Harry Potter, Daniel Pennac e Italo Calvino ponen nombre propio a las primeras lecturas de esta joven de Cerdeña que, durante su estancia en Nueva York, se pasaba el día explicando a sus interlocutores que la expresión en mi infancia me comía los libros no es en sentido literal. Fue en aquella ciudad norteamericana donde comprobó, en conversación con otros compatriotas suyos ilustradores como ella, que «en Italia no se da valor a los propios artistas, mientras se encumbra a los de fuera.
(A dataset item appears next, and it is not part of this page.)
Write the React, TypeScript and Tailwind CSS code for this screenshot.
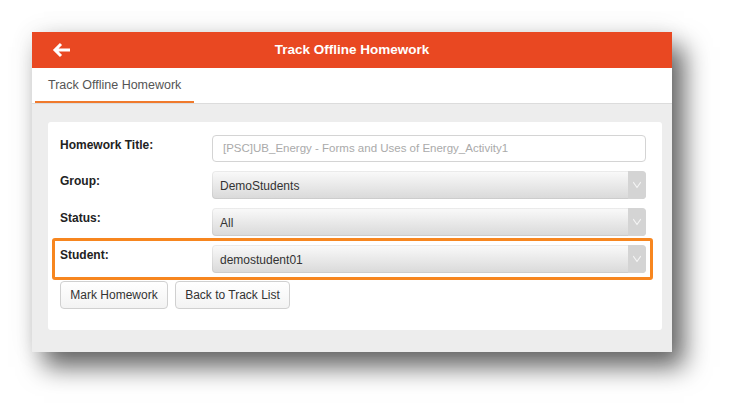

Sin embargo, cuando los italianos salimos fuera y miramos lo que hacemos desde esa perspectiva, aprendemos a valorarnos más». Al menos, no tuvo que enfrentarse a la melancolía por el abandono de las técnicas tradicionales, porque ella nació y estudió «cuando las nuevas tecnologías ya estaban creadas e implantadas», comentó. «Lejos de sentir nostalgia, lo que han hecho ha sido abrir totalmente el mundo, abrir una ventana al trato directo entre creadores, con los clientes... aunque, a cambio, hayan disparado la competencia». Pero ese pretendido trauma del cambio de paradigma tecnológico es algo que le importa un comino tanto en su rol de autora como en el de lectora. «Pese al avance de los tiempos, no hay tanta diferencia entre los niños de ahora y los de antes. Un niño de ahora, al igual que uno de entonces, amará la lectura si tiene la fortuna de dar con un buen profesor que le haga amarla. Mi casa estaba tapizada con libros». Si hay algún anglófono en la sala, neoyorquino o no, conviene precisar que esta expresión tampoco es literal. Esa orientación del buen guía, del buen maestro y de la familia lectora, ayudará tanto a querer los libros como a saber discernir entre ellos. «Es cierto que hay mucha basura entre los libros infantiles, pero no más que entre el conjunto de los libros, incluidos los de adultos. Así que no hay ninguna norma para acertar en la elección de un libro infantil. Lo que tienen que hacer los padres es elegir como si estuvieran escogiendo un libro para ellos, siguiendo los mismos criterios».

Ahora, en el estudio de ilustraciónque ha abierto en Suiza, ultima su nuevo libro y acomete sin descanso los encargos de los periódicos, los museos, las editoriales... Allí fue adonde la condujeron a ella las aves migratorias, porque cada uno tiene las suyas. Los niños esto lo comprenden de maravilla.